Keynote Speech: June 29, 2013

Overcoming Big Data Challenges

Professor Taghi M. Khoshgoftaar
Dept. of Computer & Electrical Engineering & Computer Science
Florida Atlantic University, USA


Due to the influx of data across a wide variety of application domains, Big Data has become a central topic in data science research. Big Data provides many opportunities to learn key insights which can only be found from large collections of data, but also poses unique challenges when practitioners are faced with data characteristics which are much more difficult to address on large-scale data. For example, high-dimensionality (having a large number of independent attributes or features) can occur at multiple scales of data mining, but extremely large datasets are not amenable to some traditional approaches.
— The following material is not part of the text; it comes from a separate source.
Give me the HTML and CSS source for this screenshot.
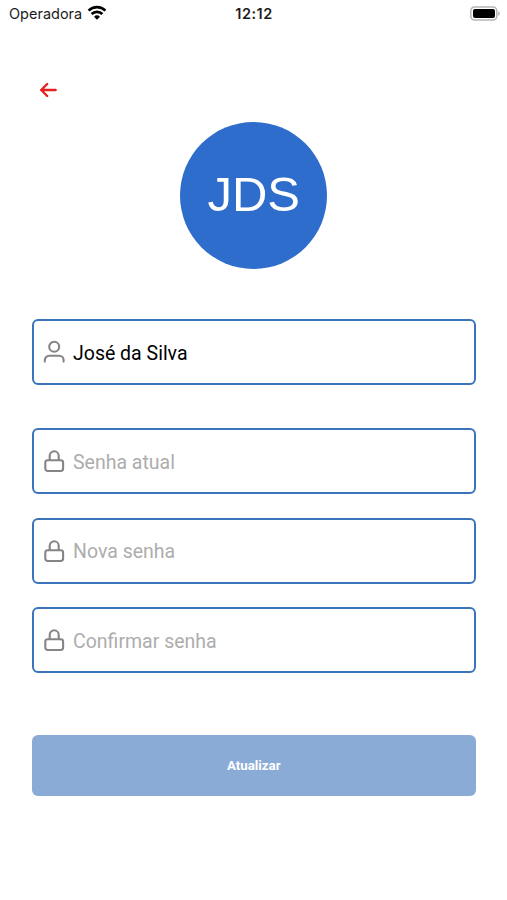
FILE: index.html
```html
<!DOCTYPE html>
<html lang="pt-BR">
  <head>
    <meta charset="UTF-8" />
    <meta name="viewport" content="width=device-width, initial-scale=1.0" />
    <title>Perfil</title>
    <link rel="stylesheet" href="styles.css">
  </head>
  <body>
    <header class="status-bar">
      <div class="carrier">
        <span class="carrier__name">Operadora</span>
        <svg class="wifi" width="20" height="16" viewBox="0 0 20 16" fill="none" stroke="#000" stroke-width="2.7">
          <path d="M1.6 5.6a12 12 0 0 1 16.8 0" />
          <path d="M4.6 9a7.7 7.7 0 0 1 10.8 0" />
          <path d="M10 14.7 7 11.8a4.3 4.3 0 0 1 6 0z" fill="#000" stroke="none" />
        </svg>
      </div>
      <span class="time">12:12</span>
      <svg class="battery" width="32" height="16" viewBox="0 0 32 16">
        <rect x="1.8" y="1" width="26" height="13" rx="3.8" fill="#fff" stroke="#b5b5b5" stroke-width="1.5" />
        <rect x="4" y="3" width="22" height="9" rx="2" fill="#000" />
        <path d="M29.2 5.2c2.2.8 2.2 3.8 0 4.6z" fill="#b5b5b5" />
      </svg>
    </header>

    <main class="container">
      <a class="back" href="#" aria-label="Voltar">
        <svg width="18" height="16" viewBox="0 0 18 16" fill="none" stroke="#e5201e" stroke-width="2.4" stroke-linecap="round" stroke-linejoin="round">
          <path d="M16.6 8H2.2M8.2 2 2.2 8l6 6" />
        </svg>
      </a>

      <div class="avatar">JDS</div>

      <form class="profile-form" onsubmit="return false;">
        <label class="field field--name">
          <svg class="field__icon" width="24" height="24" viewBox="0 0 24 24">
            <circle cx="12.2" cy="6.7" r="5" />
            <path d="M2.8 21.6v-1.4a4.5 4.5 0 0 1 4.5-4.5h9.8a4.5 4.5 0 0 1 4.5 4.5v1.4" />
          </svg>
          <input type="text" value="José da Silva" />
        </label>
        <label class="field">
          <svg class="field__icon" width="24" height="24" viewBox="0 0 24 24">
            <rect x="3.3" y="11.3" width="17.8" height="10.7" rx="2.4" />
            <path d="M7.7 11V6.8a4.5 4.5 0 0 1 9 0V11" />
          </svg>
          <input type="password" placeholder="Senha atual" />
        </label>
        <label class="field">
          <svg class="field__icon" width="24" height="24" viewBox="0 0 24 24">
            <rect x="3.3" y="11.3" width="17.8" height="10.7" rx="2.4" />
            <path d="M7.7 11V6.8a4.5 4.5 0 0 1 9 0V11" />
          </svg>
          <input type="password" placeholder="Nova senha" />
        </label>
        <label class="field">
          <svg class="field__icon" width="24" height="24" viewBox="0 0 24 24">
            <rect x="3.3" y="11.3" width="17.8" height="10.7" rx="2.4" />
            <path d="M7.7 11V6.8a4.5 4.5 0 0 1 9 0V11" />
          </svg>
          <input type="password" placeholder="Confirmar senha" />
        </label>
        <button class="submit" type="submit">Atualizar</button>
      </form>
    </main>
  </body>
</html>
```
FILE: styles.css
```css
* {
  box-sizing: border-box;
}
body {
  font-family: Roboto, Arial, sans-serif;
  margin: 0;
  min-height: 900px;
  background: #fff;
}
.status-bar {
  display: grid;
  grid-template-columns: 1fr auto 1fr;
  align-items: center;
  height: 27px;
  padding: 0 6px 0 9px;
  font-family: Inter, sans-serif;
  color: #1c1c1c;
}
.carrier {
  display: flex;
  align-items: center;
  gap: 5px;
}
.carrier__name {
  font-size: 14.5px;
}
.wifi {
  margin-bottom: 2px;
}
.time {
  margin-right: 2px;
  font-size: 14.5px;
  font-weight: 600;
  letter-spacing: 0.5px;
}
.battery {
  justify-self: end;
}
.container {
  padding: 55px 31.5px 0 32px;
}
.back {
  display: block;
  width: 18px;
  height: 16px;
  margin-left: 7px;
}
.back svg {
  display: block;
}
.avatar {
  display: flex;
  justify-content: center;
  align-items: center;
  width: 147px;
  height: 147px;
  margin: 24px auto 0;
  padding-bottom: 3px;
  border-radius: 50%;
  background: #2e6dcc;
  color: #fff;
  font-family: "Liberation Sans", Arial, sans-serif;
  font-size: 49px;
}
.profile-form {
  display: flex;
  flex-direction: column;
  gap: 23.5px;
  margin-top: 50px;
}
.field {
  display: flex;
  align-items: center;
  gap: 7px;
  height: 66px;
  padding: 0 8px;
  border: 2px solid #3b74bb;
  border-radius: 6px;
}
.field--name {
  margin-bottom: 19.5px;
}
.field__icon {
  flex: none;
  fill: none;
  stroke: #858585;
  stroke-width: 2.1;
  stroke-linecap: round;
  stroke-linejoin: round;
}
.field input {
  flex: 1;
  min-width: 0;
  padding: 2px 0 0;
  border: none;
  outline: none;
  background: none;
  color: #000;
  font-family: inherit;
  font-size: 19.5px;
}
.field input::placeholder {
  color: #adadad;
}
.submit {
  height: 61px;
  margin-top: 38.5px;
  border: none;
  border-radius: 6px;
  background: #8babd7;
  color: #fff;
  font-family: inherit;
  font-size: 13.3px;
  font-weight: 700;
}
```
In addition, data imbalance (having many more instances in one class than in other classes) can be especially challenging when large datasets make oversampling infeasible. Finally, one oft-overlooked challenge -- datasets which are inherently difficult to learn from -- is even more difficult to handle with extremely large quantities of noise. In this paper, we will discuss these problems in the context of one important Big Data application domain -- bioinformatics -- and present our work on addressing these challenges, though using techniques designed to solve these problems while operating efficiently and returning meaningful results even when faced with Big Data.

About the Speaker:

Dr. Taghi M. Khoshgoftaar is a professor of the Department of Computer and Electrical Engineering and Computer Science, Florida Atlantic University and the Director of the Data Mining and Machine Learning Laboratory, and Empirical Software Engineering Laboratory. His research interests are in big data analytics, data mining and machine learning, health informatics and bioinformatics, and software engineering. He has published more than 500 refereed journal and conference papers in these areas. He was the conference chair of the IEEE International Conference on Machine Learning and Applications (ICMLA 2012). He is the workshop chair of the IEEE IRI Health Informatics workshop (2013). He is the Editor-in Chief of the Big Data journal. He has served on organizing and technical program committees of various international conferences, symposia, and workshops. Also, he has served as North American Editor of the Software Quality Journal, and was on the editorial boards of the journals Multimedia Tools and Applications, Knowledge and Information Systems, and Empirical Software Engineering and is on the editorial boards of the journals Software Quality, Software Engineering and Knowledge Engineering, Fuzzy Systems, and Social Network Analysis and Mining.